[Directions for this task] Leave out the pictures and repeat the data exactly.

>> Begin Task data

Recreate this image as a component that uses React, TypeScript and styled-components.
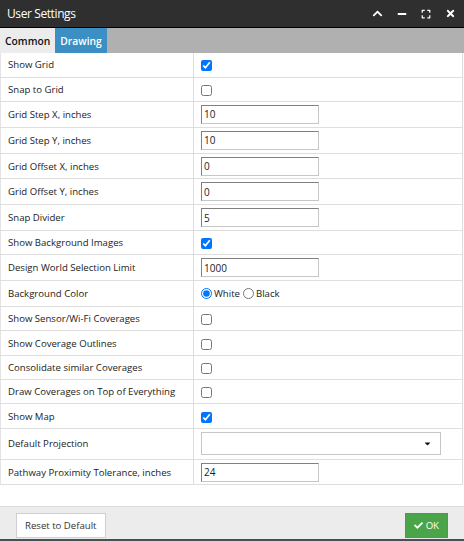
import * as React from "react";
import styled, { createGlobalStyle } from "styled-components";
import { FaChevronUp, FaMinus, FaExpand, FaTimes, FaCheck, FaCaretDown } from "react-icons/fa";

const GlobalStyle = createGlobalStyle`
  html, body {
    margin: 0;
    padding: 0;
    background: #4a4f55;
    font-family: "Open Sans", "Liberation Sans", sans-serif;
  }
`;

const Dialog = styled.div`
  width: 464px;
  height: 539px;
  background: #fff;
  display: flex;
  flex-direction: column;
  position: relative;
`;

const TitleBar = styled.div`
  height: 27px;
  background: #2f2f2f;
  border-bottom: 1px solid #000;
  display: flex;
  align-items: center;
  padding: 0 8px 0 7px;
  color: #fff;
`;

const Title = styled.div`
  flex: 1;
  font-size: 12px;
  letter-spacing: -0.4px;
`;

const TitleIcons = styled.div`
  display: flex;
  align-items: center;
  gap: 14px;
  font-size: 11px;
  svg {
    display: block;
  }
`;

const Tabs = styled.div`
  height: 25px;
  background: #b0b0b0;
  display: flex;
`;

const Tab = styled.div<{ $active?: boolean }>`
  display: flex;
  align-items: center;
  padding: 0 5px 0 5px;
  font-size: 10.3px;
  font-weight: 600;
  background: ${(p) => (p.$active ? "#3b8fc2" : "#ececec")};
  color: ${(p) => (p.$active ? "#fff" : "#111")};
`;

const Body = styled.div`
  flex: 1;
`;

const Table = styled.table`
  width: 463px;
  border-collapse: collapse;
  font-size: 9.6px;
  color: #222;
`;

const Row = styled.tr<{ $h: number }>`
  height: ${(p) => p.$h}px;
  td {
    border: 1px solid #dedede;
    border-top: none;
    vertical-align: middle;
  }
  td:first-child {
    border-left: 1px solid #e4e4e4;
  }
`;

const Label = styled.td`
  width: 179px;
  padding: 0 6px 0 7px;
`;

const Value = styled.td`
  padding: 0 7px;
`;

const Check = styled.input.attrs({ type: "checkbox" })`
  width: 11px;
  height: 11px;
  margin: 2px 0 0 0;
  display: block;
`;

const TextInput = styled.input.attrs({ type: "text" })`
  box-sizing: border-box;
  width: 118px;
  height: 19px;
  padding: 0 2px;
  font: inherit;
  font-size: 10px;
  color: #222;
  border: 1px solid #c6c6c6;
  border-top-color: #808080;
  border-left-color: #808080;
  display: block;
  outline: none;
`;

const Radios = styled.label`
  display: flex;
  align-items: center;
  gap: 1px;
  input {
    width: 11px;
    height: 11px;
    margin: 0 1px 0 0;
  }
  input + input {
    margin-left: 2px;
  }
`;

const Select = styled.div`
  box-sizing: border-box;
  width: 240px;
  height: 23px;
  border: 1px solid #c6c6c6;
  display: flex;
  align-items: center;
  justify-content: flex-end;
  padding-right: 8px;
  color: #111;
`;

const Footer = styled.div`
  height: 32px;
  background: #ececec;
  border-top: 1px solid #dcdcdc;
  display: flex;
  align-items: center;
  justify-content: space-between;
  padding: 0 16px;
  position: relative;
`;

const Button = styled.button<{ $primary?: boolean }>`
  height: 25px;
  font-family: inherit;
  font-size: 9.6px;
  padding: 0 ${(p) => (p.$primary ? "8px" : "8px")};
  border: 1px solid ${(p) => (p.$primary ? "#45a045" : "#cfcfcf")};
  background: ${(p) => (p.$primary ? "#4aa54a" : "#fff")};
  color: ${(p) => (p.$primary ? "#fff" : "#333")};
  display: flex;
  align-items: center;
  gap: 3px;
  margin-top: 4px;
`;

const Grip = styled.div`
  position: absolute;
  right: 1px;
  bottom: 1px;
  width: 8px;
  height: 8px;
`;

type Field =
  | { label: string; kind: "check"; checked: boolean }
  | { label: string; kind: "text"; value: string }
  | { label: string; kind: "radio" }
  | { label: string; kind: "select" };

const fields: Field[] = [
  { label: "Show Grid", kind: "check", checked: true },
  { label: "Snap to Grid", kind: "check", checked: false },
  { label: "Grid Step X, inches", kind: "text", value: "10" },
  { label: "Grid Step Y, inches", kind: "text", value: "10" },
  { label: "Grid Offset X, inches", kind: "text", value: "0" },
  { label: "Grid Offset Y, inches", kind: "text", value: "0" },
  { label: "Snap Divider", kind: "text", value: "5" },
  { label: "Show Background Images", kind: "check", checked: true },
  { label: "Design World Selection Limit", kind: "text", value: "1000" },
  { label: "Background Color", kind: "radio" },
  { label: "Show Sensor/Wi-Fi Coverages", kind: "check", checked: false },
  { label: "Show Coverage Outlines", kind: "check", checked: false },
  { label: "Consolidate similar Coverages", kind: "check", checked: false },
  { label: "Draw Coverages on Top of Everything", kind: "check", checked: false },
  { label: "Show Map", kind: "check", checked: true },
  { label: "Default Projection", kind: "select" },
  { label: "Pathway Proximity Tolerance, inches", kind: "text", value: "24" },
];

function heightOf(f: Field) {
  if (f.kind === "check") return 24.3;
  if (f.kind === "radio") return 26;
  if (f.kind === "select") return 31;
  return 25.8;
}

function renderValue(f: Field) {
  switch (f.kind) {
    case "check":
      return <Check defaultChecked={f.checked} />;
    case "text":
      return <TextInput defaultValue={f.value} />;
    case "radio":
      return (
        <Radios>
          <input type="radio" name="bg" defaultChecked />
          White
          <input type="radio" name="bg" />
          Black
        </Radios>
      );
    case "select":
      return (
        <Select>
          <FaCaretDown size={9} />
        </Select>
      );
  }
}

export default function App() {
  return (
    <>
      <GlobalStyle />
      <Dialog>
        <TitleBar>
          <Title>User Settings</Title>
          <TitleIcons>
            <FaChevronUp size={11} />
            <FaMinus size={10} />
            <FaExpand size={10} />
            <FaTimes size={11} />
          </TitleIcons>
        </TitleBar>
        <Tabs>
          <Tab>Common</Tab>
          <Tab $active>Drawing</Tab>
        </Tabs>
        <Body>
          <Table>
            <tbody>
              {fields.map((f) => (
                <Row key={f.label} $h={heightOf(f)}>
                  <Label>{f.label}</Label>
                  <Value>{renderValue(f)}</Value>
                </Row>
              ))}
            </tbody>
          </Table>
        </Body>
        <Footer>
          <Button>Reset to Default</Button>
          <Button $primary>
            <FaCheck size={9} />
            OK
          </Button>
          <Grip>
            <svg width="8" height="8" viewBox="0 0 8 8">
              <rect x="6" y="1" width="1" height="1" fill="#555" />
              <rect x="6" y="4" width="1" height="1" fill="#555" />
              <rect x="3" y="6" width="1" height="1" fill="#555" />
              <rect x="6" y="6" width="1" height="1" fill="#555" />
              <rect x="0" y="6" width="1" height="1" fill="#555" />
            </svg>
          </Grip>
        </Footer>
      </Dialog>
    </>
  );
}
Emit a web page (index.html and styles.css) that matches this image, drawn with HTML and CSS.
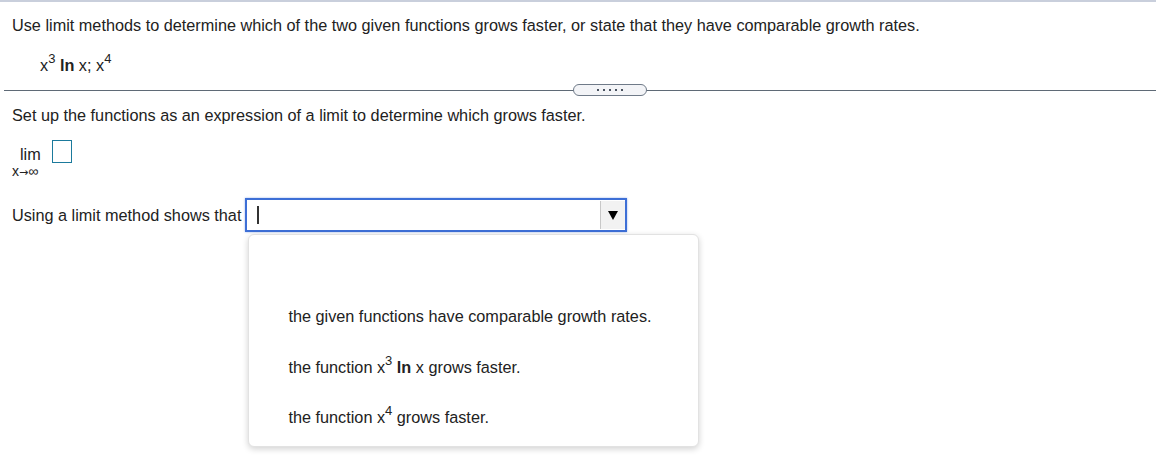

>> End Task data

[Exercise result]
Recreate this image as a component that uses React, TypeScript and styled-components.
import * as React from "react";
import styled, { createGlobalStyle } from "styled-components";
import { FaChevronUp, FaMinus, FaExpand, FaTimes, FaCheck, FaCaretDown } from "react-icons/fa";

const GlobalStyle = createGlobalStyle`
  html, body {
    margin: 0;
    padding: 0;
    background: #4a4f55;
    font-family: "Open Sans", "Liberation Sans", sans-serif;
  }
`;

const Dialog = styled.div`
  width: 464px;
  height: 539px;
  background: #fff;
  display: flex;
  flex-direction: column;
  position: relative;
`;

const TitleBar = styled.div`
  height: 27px;
  background: #2f2f2f;
  border-bottom: 1px solid #000;
  display: flex;
  align-items: center;
  padding: 0 8px 0 7px;
  color: #fff;
`;

const Title = styled.div`
  flex: 1;
  font-size: 12px;
  letter-spacing: -0.4px;
`;

const TitleIcons = styled.div`
  display: flex;
  align-items: center;
  gap: 14px;
  font-size: 11px;
  svg {
    display: block;
  }
`;

const Tabs = styled.div`
  height: 25px;
  background: #b0b0b0;
  display: flex;
`;

const Tab = styled.div<{ $active?: boolean }>`
  display: flex;
  align-items: center;
  padding: 0 5px 0 5px;
  font-size: 10.3px;
  font-weight: 600;
  background: ${(p) => (p.$active ? "#3b8fc2" : "#ececec")};
  color: ${(p) => (p.$active ? "#fff" : "#111")};
`;

const Body = styled.div`
  flex: 1;
`;

const Table = styled.table`
  width: 463px;
  border-collapse: collapse;
  font-size: 9.6px;
  color: #222;
`;

const Row = styled.tr<{ $h: number }>`
  height: ${(p) => p.$h}px;
  td {
    border: 1px solid #dedede;
    border-top: none;
    vertical-align: middle;
  }
  td:first-child {
    border-left: 1px solid #e4e4e4;
  }
`;

const Label = styled.td`
  width: 179px;
  padding: 0 6px 0 7px;
`;

const Value = styled.td`
  padding: 0 7px;
`;

const Check = styled.input.attrs({ type: "checkbox" })`
  width: 11px;
  height: 11px;
  margin: 2px 0 0 0;
  display: block;
`;

const TextInput = styled.input.attrs({ type: "text" })`
  box-sizing: border-box;
  width: 118px;
  height: 19px;
  padding: 0 2px;
  font: inherit;
  font-size: 10px;
  color: #222;
  border: 1px solid #c6c6c6;
  border-top-color: #808080;
  border-left-color: #808080;
  display: block;
  outline: none;
`;

const Radios = styled.label`
  display: flex;
  align-items: center;
  gap: 1px;
  input {
    width: 11px;
    height: 11px;
    margin: 0 1px 0 0;
  }
  input + input {
    margin-left: 2px;
  }
`;

const Select = styled.div`
  box-sizing: border-box;
  width: 240px;
  height: 23px;
  border: 1px solid #c6c6c6;
  display: flex;
  align-items: center;
  justify-content: flex-end;
  padding-right: 8px;
  color: #111;
`;

const Footer = styled.div`
  height: 32px;
  background: #ececec;
  border-top: 1px solid #dcdcdc;
  display: flex;
  align-items: center;
  justify-content: space-between;
  padding: 0 16px;
  position: relative;
`;

const Button = styled.button<{ $primary?: boolean }>`
  height: 25px;
  font-family: inherit;
  font-size: 9.6px;
  padding: 0 ${(p) => (p.$primary ? "8px" : "8px")};
  border: 1px solid ${(p) => (p.$primary ? "#45a045" : "#cfcfcf")};
  background: ${(p) => (p.$primary ? "#4aa54a" : "#fff")};
  color: ${(p) => (p.$primary ? "#fff" : "#333")};
  display: flex;
  align-items: center;
  gap: 3px;
  margin-top: 4px;
`;

const Grip = styled.div`
  position: absolute;
  right: 1px;
  bottom: 1px;
  width: 8px;
  height: 8px;
`;

type Field =
  | { label: string; kind: "check"; checked: boolean }
  | { label: string; kind: "text"; value: string }
  | { label: string; kind: "radio" }
  | { label: string; kind: "select" };

const fields: Field[] = [
  { label: "Show Grid", kind: "check", checked: true },
  { label: "Snap to Grid", kind: "check", checked: false },
  { label: "Grid Step X, inches", kind: "text", value: "10" },
  { label: "Grid Step Y, inches", kind: "text", value: "10" },
  { label: "Grid Offset X, inches", kind: "text", value: "0" },
  { label: "Grid Offset Y, inches", kind: "text", value: "0" },
  { label: "Snap Divider", kind: "text", value: "5" },
  { label: "Show Background Images", kind: "check", checked: true },
  { label: "Design World Selection Limit", kind: "text", value: "1000" },
  { label: "Background Color", kind: "radio" },
  { label: "Show Sensor/Wi-Fi Coverages", kind: "check", checked: false },
  { label: "Show Coverage Outlines", kind: "check", checked: false },
  { label: "Consolidate similar Coverages", kind: "check", checked: false },
  { label: "Draw Coverages on Top of Everything", kind: "check", checked: false },
  { label: "Show Map", kind: "check", checked: true },
  { label: "Default Projection", kind: "select" },
  { label: "Pathway Proximity Tolerance, inches", kind: "text", value: "24" },
];

function heightOf(f: Field) {
  if (f.kind === "check") return 24.3;
  if (f.kind === "radio") return 26;
  if (f.kind === "select") return 31;
  return 25.8;
}

function renderValue(f: Field) {
  switch (f.kind) {
    case "check":
      return <Check defaultChecked={f.checked} />;
    case "text":
      return <TextInput defaultValue={f.value} />;
    case "radio":
      return (
        <Radios>
          <input type="radio" name="bg" defaultChecked />
          White
          <input type="radio" name="bg" />
          Black
        </Radios>
      );
    case "select":
      return (
        <Select>
          <FaCaretDown size={9} />
        </Select>
      );
  }
}

export default function App() {
  return (
    <>
      <GlobalStyle />
      <Dialog>
        <TitleBar>
          <Title>User Settings</Title>
          <TitleIcons>
            <FaChevronUp size={11} />
            <FaMinus size={10} />
            <FaExpand size={10} />
            <FaTimes size={11} />
          </TitleIcons>
        </TitleBar>
        <Tabs>
          <Tab>Common</Tab>
          <Tab $active>Drawing</Tab>
        </Tabs>
        <Body>
          <Table>
            <tbody>
              {fields.map((f) => (
                <Row key={f.label} $h={heightOf(f)}>
                  <Label>{f.label}</Label>
                  <Value>{renderValue(f)}</Value>
                </Row>
              ))}
            </tbody>
          </Table>
        </Body>
        <Footer>
          <Button>Reset to Default</Button>
          <Button $primary>
            <FaCheck size={9} />
            OK
          </Button>
          <Grip>
            <svg width="8" height="8" viewBox="0 0 8 8">
              <rect x="6" y="1" width="1" height="1" fill="#555" />
              <rect x="6" y="4" width="1" height="1" fill="#555" />
              <rect x="3" y="6" width="1" height="1" fill="#555" />
              <rect x="6" y="6" width="1" height="1" fill="#555" />
              <rect x="0" y="6" width="1" height="1" fill="#555" />
            </svg>
          </Grip>
        </Footer>
      </Dialog>
    </>
  );
}
Emit a web page (index.html and styles.css) that matches this image, drawn with HTML and CSS.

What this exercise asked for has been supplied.